● **DATA EXCERPT**
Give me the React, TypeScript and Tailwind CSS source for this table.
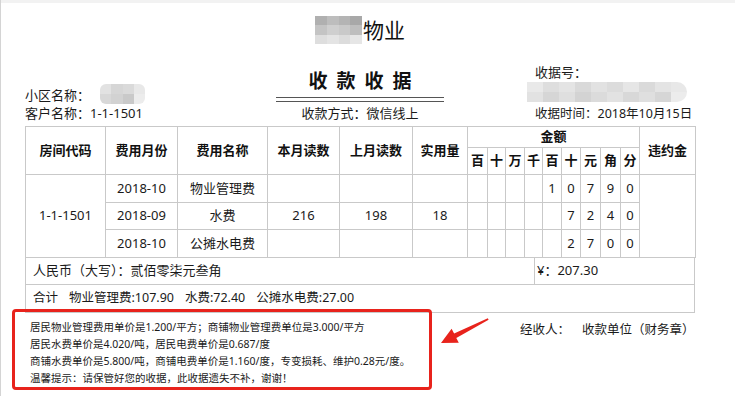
import React from "react";

const B = "border border-[#c9c9c9]";

function Mosaic({ cells, className }: { cells: string[][]; className: string }) {
  return (
    <div className={`flex flex-col overflow-hidden blur-[0.6px] ${className}`}>
      {cells.map((row, i) => (
        <div key={i} className="flex flex-1">
          {row.map((c, j) => (
            <div key={j} className="flex-1" style={{ background: c }} />
          ))}
        </div>
      ))}
    </div>
  );
}

export default function App() {
  const digitW = ["w-[20px]", "w-[18px]", "w-[19px]", "w-[18px]", "w-[19px]", "w-[19px]", "w-[20px]", "w-[20px]", "w-[19px]"];
  const digitLabels = ["百", "十", "万", "千", "百", "十", "元", "角", "分"];
  const rows = [
    { m: "2018-10", n: "物业管理费", a: "", b: "", c: "", d: ["", "", "", "", "1", "0", "7", "9", "0"] },
    { m: "2018-09", n: "水费", a: "216", b: "198", c: "18", d: ["", "", "", "", "", "7", "2", "4", "0"] },
    { m: "2018-10", n: "公摊水电费", a: "", b: "", c: "", d: ["", "", "", "", "", "2", "7", "0", "0"] },
  ];
  const th = `${B} p-0 text-center font-bold text-[13px] text-[#111]`;
  const td = `${B} p-0 text-center text-[13px] text-[#1a1a1a]`;

  return (
    <div className="relative w-[735px] h-[396px] overflow-hidden bg-white border-l border-[#d4d4d4] font-['Noto_Sans','Noto_Sans_CJK_SC',sans-serif] text-[#1a1a1a]">
      <div className="h-[3px] bg-[#f2f2f2]" />
      {/* Title */}
      <div className="h-[54px] flex items-center justify-center pr-[16px]">
        <Mosaic
          className="w-[47px] h-[28px] mr-[1px]"
          cells={[
            ["#b0b0b0", "#bdbdbd", "#b4b4b4", "#a8a8a8"],
            ["#c4c4c4", "#cfcfcf", "#c9c9c9", "#bebebe"],
            ["#dedede", "#e4e4e4", "#dcdcdc", "#e6e6e6"],
          ]}
        />
        <span className="text-[21px] leading-none text-[#111]">物业</span>
      </div>
      {/* Header info */}
      <div className="flex h-[69px] pl-[24px]">
        <div className="w-[251px] pt-[30px] text-[13px]">
          <div className="h-[18px] flex items-center">
            <span>小区名称：</span>
            <Mosaic
              className="ml-[10px] w-[45px] h-[20px] rounded-[6px] -mt-[4px]"
              cells={[
                ["#e2e2e2", "#d6d6d6", "#dadada", "#e8e8e8"],
                ["#d8d8d8", "#d2d2d2", "#c9c9c9", "#ececec"],
              ]}
            />
          </div>
          <div className="h-[18px] flex items-center">客户名称：1-1-1501</div>
        </div>
        <div className="w-[168px] pt-[14px] flex flex-col">
          <div className="h-[20px] flex items-center justify-center text-[19px] font-bold text-[#111] tracking-[9px] pl-[9px] leading-none">
            收款收据
          </div>
          <div className="mt-[6px] h-[5px] border-t border-b border-[#555]" />
          <div className="mt-[3px] h-[18px] flex items-center justify-center text-[13px]">收款方式：微信线上</div>
        </div>
        <div className="flex-1 pt-[7px] text-[13px] pl-[83px]">
          <div className="h-[18px] flex items-center pl-[8px]">收据号：</div>
          <Mosaic
            className="w-[160px] h-[20px] rounded-r-[10px]"
            cells={[
              ["#e9e9e9", "#dedede", "#e4e4e4", "#d9d9d9", "#e2e2e2", "#dcdcdc", "#e6e6e6", "#dadada", "#e4e4e4", "#e8e8e8"],
              ["#e2e2e2", "#d6d6d6", "#dfdfdf", "#d3d3d3", "#dbdbdb", "#e2e2e2", "#d8d8d8", "#dfdfdf", "#d6d6d6", "#ececec"],
            ]}
          />
          <div className="mt-[3px] h-[18px] flex items-center pl-[8px] text-[12.5px]">收据时间：2018年10月15日</div>
        </div>
      </div>
      {/* Table */}
      <div className="pl-[24px]">
        <table className="table-fixed border-collapse w-[670px]">
          <colgroup>
            <col className="w-[80px]" />
            <col className="w-[72px]" />
            <col className="w-[90px]" />
            <col className="w-[72px]" />
            <col className="w-[73px]" />
            <col className="w-[55px]" />
            {digitW.map((w, i) => (
              <col key={i} className={w} />
            ))}
            <col className="w-[56px]" />
          </colgroup>
          <tbody>
            <tr className="h-[21px]">
              <th rowSpan={2} className={th}>房间代码</th>
              <th rowSpan={2} className={th}>费用月份</th>
              <th rowSpan={2} className={th}>费用名称</th>
              <th rowSpan={2} className={th}>本月读数</th>
              <th rowSpan={2} className={th}>上月读数</th>
              <th rowSpan={2} className={th}>实用量</th>
              <th colSpan={9} className={th}>金额</th>
              <th rowSpan={2} className={th}>违约金</th>
            </tr>
            <tr className="h-[27px]">
              {digitLabels.map((l, i) => (
                <th key={i} className={th}>{l}</th>
              ))}
            </tr>
            {rows.map((r, ri) => (
              <tr key={ri} className={ri === 1 ? "h-[27px]" : "h-[28px]"}>
                {ri === 0 && (
                  <td rowSpan={3} className={td}>1-1-1501</td>
                )}
                <td className={td}>{r.m}</td>
                <td className={td}>{r.n}</td>
                <td className={td}>{r.a}</td>
                <td className={td}>{r.b}</td>
                <td className={td}>{r.c}</td>
                {r.d.map((d, di) => (
                  <td key={di} className={td}>{d}</td>
                ))}
                {ri === 0 && <td rowSpan={3} className={td} />}
              </tr>
            ))}
          </tbody>
        </table>
        <div className="flex w-[670px] h-[27px] border-x border-b border-[#c9c9c9] text-[13px]">
          <div className="w-[509px] border-r border-[#c9c9c9] pl-[7px] flex items-center">人民币（大写）：贰佰零柒元叁角</div>
          <div className="pl-[2px] flex items-center">¥：207.30</div>
        </div>
        <div className="flex items-center w-[670px] h-[28px] border-x border-b border-[#c9c9c9] text-[12.5px] pl-[7px]">
          <span>合计</span>
          <span className="ml-[11px]">物业管理费:107.90</span>
          <span className="ml-[11px]">水费:72.40</span>
          <span className="ml-[11px]">公摊水电费:27.00</span>
        </div>
      </div>
      {/* Footer */}
      <div className="flex pl-[29px] pt-[6px]">
        <div className="w-[490px] text-[10.5px] leading-[17px] text-[#1a1a1a]">
          <div>居民物业管理费用单价是1.200/平方；商铺物业管理费单位是3.000/平方</div>
          <div>居民水费单价是4.020/吨，居民电费单价是0.687/度</div>
          <div>商铺水费单价是5.800/吨，商铺电费单价是1.160/度，专变损耗、维护0.28元/度。</div>
          <div>温馨提示：请保管好您的收据，此收据遗失不补，谢谢！</div>
        </div>
        <div className="flex text-[12.5px] leading-[18px] pt-[2px]">
          <span>经收人：</span>
          <span className="ml-[12px]">收款单位（财务章）</span>
        </div>
      </div>
      {/* annotation */}
      <div className="absolute left-[11px] top-[309px] w-[420px] h-[81px] border-[3px] border-[#e8231c] rounded-[4px]" />
      <svg className="absolute left-0 top-0" width="735" height="396" viewBox="0 0 735 396">
        <polygon
          points="440,343 450.6,328.7 453.1,333.5 486.8,318.2 487.6,319.8 455.3,338 457.8,342.8"
          fill="#e8231c"
        />
      </svg>
    </div>
  );
}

● **WORK REQUIRED**
Quote the preceding listing precisely and completely, omitting its images.

● **THE ANSWER**
Give me the React, TypeScript and Tailwind CSS source for this table.
import React from "react";

const B = "border border-[#c9c9c9]";

function Mosaic({ cells, className }: { cells: string[][]; className: string }) {
  return (
    <div className={`flex flex-col overflow-hidden blur-[0.6px] ${className}`}>
      {cells.map((row, i) => (
        <div key={i} className="flex flex-1">
          {row.map((c, j) => (
            <div key={j} className="flex-1" style={{ background: c }} />
          ))}
        </div>
      ))}
    </div>
  );
}

export default function App() {
  const digitW = ["w-[20px]", "w-[18px]", "w-[19px]", "w-[18px]", "w-[19px]", "w-[19px]", "w-[20px]", "w-[20px]", "w-[19px]"];
  const digitLabels = ["百", "十", "万", "千", "百", "十", "元", "角", "分"];
  const rows = [
    { m: "2018-10", n: "物业管理费", a: "", b: "", c: "", d: ["", "", "", "", "1", "0", "7", "9", "0"] },
    { m: "2018-09", n: "水费", a: "216", b: "198", c: "18", d: ["", "", "", "", "", "7", "2", "4", "0"] },
    { m: "2018-10", n: "公摊水电费", a: "", b: "", c: "", d: ["", "", "", "", "", "2", "7", "0", "0"] },
  ];
  const th = `${B} p-0 text-center font-bold text-[13px] text-[#111]`;
  const td = `${B} p-0 text-center text-[13px] text-[#1a1a1a]`;

  return (
    <div className="relative w-[735px] h-[396px] overflow-hidden bg-white border-l border-[#d4d4d4] font-['Noto_Sans','Noto_Sans_CJK_SC',sans-serif] text-[#1a1a1a]">
      <div className="h-[3px] bg-[#f2f2f2]" />
      {/* Title */}
      <div className="h-[54px] flex items-center justify-center pr-[16px]">
        <Mosaic
          className="w-[47px] h-[28px] mr-[1px]"
          cells={[
            ["#b0b0b0", "#bdbdbd", "#b4b4b4", "#a8a8a8"],
            ["#c4c4c4", "#cfcfcf", "#c9c9c9", "#bebebe"],
            ["#dedede", "#e4e4e4", "#dcdcdc", "#e6e6e6"],
          ]}
        />
        <span className="text-[21px] leading-none text-[#111]">物业</span>
      </div>
      {/* Header info */}
      <div className="flex h-[69px] pl-[24px]">
        <div className="w-[251px] pt-[30px] text-[13px]">
          <div className="h-[18px] flex items-center">
            <span>小区名称：</span>
            <Mosaic
              className="ml-[10px] w-[45px] h-[20px] rounded-[6px] -mt-[4px]"
              cells={[
                ["#e2e2e2", "#d6d6d6", "#dadada", "#e8e8e8"],
                ["#d8d8d8", "#d2d2d2", "#c9c9c9", "#ececec"],
              ]}
            />
          </div>
          <div className="h-[18px] flex items-center">客户名称：1-1-1501</div>
        </div>
        <div className="w-[168px] pt-[14px] flex flex-col">
          <div className="h-[20px] flex items-center justify-center text-[19px] font-bold text-[#111] tracking-[9px] pl-[9px] leading-none">
            收款收据
          </div>
          <div className="mt-[6px] h-[5px] border-t border-b border-[#555]" />
          <div className="mt-[3px] h-[18px] flex items-center justify-center text-[13px]">收款方式：微信线上</div>
        </div>
        <div className="flex-1 pt-[7px] text-[13px] pl-[83px]">
          <div className="h-[18px] flex items-center pl-[8px]">收据号：</div>
          <Mosaic
            className="w-[160px] h-[20px] rounded-r-[10px]"
            cells={[
              ["#e9e9e9", "#dedede", "#e4e4e4", "#d9d9d9", "#e2e2e2", "#dcdcdc", "#e6e6e6", "#dadada", "#e4e4e4", "#e8e8e8"],
              ["#e2e2e2", "#d6d6d6", "#dfdfdf", "#d3d3d3", "#dbdbdb", "#e2e2e2", "#d8d8d8", "#dfdfdf", "#d6d6d6", "#ececec"],
            ]}
          />
          <div className="mt-[3px] h-[18px] flex items-center pl-[8px] text-[12.5px]">收据时间：2018年10月15日</div>
        </div>
      </div>
      {/* Table */}
      <div className="pl-[24px]">
        <table className="table-fixed border-collapse w-[670px]">
          <colgroup>
            <col className="w-[80px]" />
            <col className="w-[72px]" />
            <col className="w-[90px]" />
            <col className="w-[72px]" />
            <col className="w-[73px]" />
            <col className="w-[55px]" />
            {digitW.map((w, i) => (
              <col key={i} className={w} />
            ))}
            <col className="w-[56px]" />
          </colgroup>
          <tbody>
            <tr className="h-[21px]">
              <th rowSpan={2} className={th}>房间代码</th>
              <th rowSpan={2} className={th}>费用月份</th>
              <th rowSpan={2} className={th}>费用名称</th>
              <th rowSpan={2} className={th}>本月读数</th>
              <th rowSpan={2} className={th}>上月读数</th>
              <th rowSpan={2} className={th}>实用量</th>
              <th colSpan={9} className={th}>金额</th>
              <th rowSpan={2} className={th}>违约金</th>
            </tr>
            <tr className="h-[27px]">
              {digitLabels.map((l, i) => (
                <th key={i} className={th}>{l}</th>
              ))}
            </tr>
            {rows.map((r, ri) => (
              <tr key={ri} className={ri === 1 ? "h-[27px]" : "h-[28px]"}>
                {ri === 0 && (
                  <td rowSpan={3} className={td}>1-1-1501</td>
                )}
                <td className={td}>{r.m}</td>
                <td className={td}>{r.n}</td>
                <td className={td}>{r.a}</td>
                <td className={td}>{r.b}</td>
                <td className={td}>{r.c}</td>
                {r.d.map((d, di) => (
                  <td key={di} className={td}>{d}</td>
                ))}
                {ri === 0 && <td rowSpan={3} className={td} />}
              </tr>
            ))}
          </tbody>
        </table>
        <div className="flex w-[670px] h-[27px] border-x border-b border-[#c9c9c9] text-[13px]">
          <div className="w-[509px] border-r border-[#c9c9c9] pl-[7px] flex items-center">人民币（大写）：贰佰零柒元叁角</div>
          <div className="pl-[2px] flex items-center">¥：207.30</div>
        </div>
        <div className="flex items-center w-[670px] h-[28px] border-x border-b border-[#c9c9c9] text-[12.5px] pl-[7px]">
          <span>合计</span>
          <span className="ml-[11px]">物业管理费:107.90</span>
          <span className="ml-[11px]">水费:72.40</span>
          <span className="ml-[11px]">公摊水电费:27.00</span>
        </div>
      </div>
      {/* Footer */}
      <div className="flex pl-[29px] pt-[6px]">
        <div className="w-[490px] text-[10.5px] leading-[17px] text-[#1a1a1a]">
          <div>居民物业管理费用单价是1.200/平方；商铺物业管理费单位是3.000/平方</div>
          <div>居民水费单价是4.020/吨，居民电费单价是0.687/度</div>
          <div>商铺水费单价是5.800/吨，商铺电费单价是1.160/度，专变损耗、维护0.28元/度。</div>
          <div>温馨提示：请保管好您的收据，此收据遗失不补，谢谢！</div>
        </div>
        <div className="flex text-[12.5px] leading-[18px] pt-[2px]">
          <span>经收人：</span>
          <span className="ml-[12px]">收款单位（财务章）</span>
        </div>
      </div>
      {/* annotation */}
      <div className="absolute left-[11px] top-[309px] w-[420px] h-[81px] border-[3px] border-[#e8231c] rounded-[4px]" />
      <svg className="absolute left-0 top-0" width="735" height="396" viewBox="0 0 735 396">
        <polygon
          points="440,343 450.6,328.7 453.1,333.5 486.8,318.2 487.6,319.8 455.3,338 457.8,342.8"
          fill="#e8231c"
        />
      </svg>
    </div>
  );
}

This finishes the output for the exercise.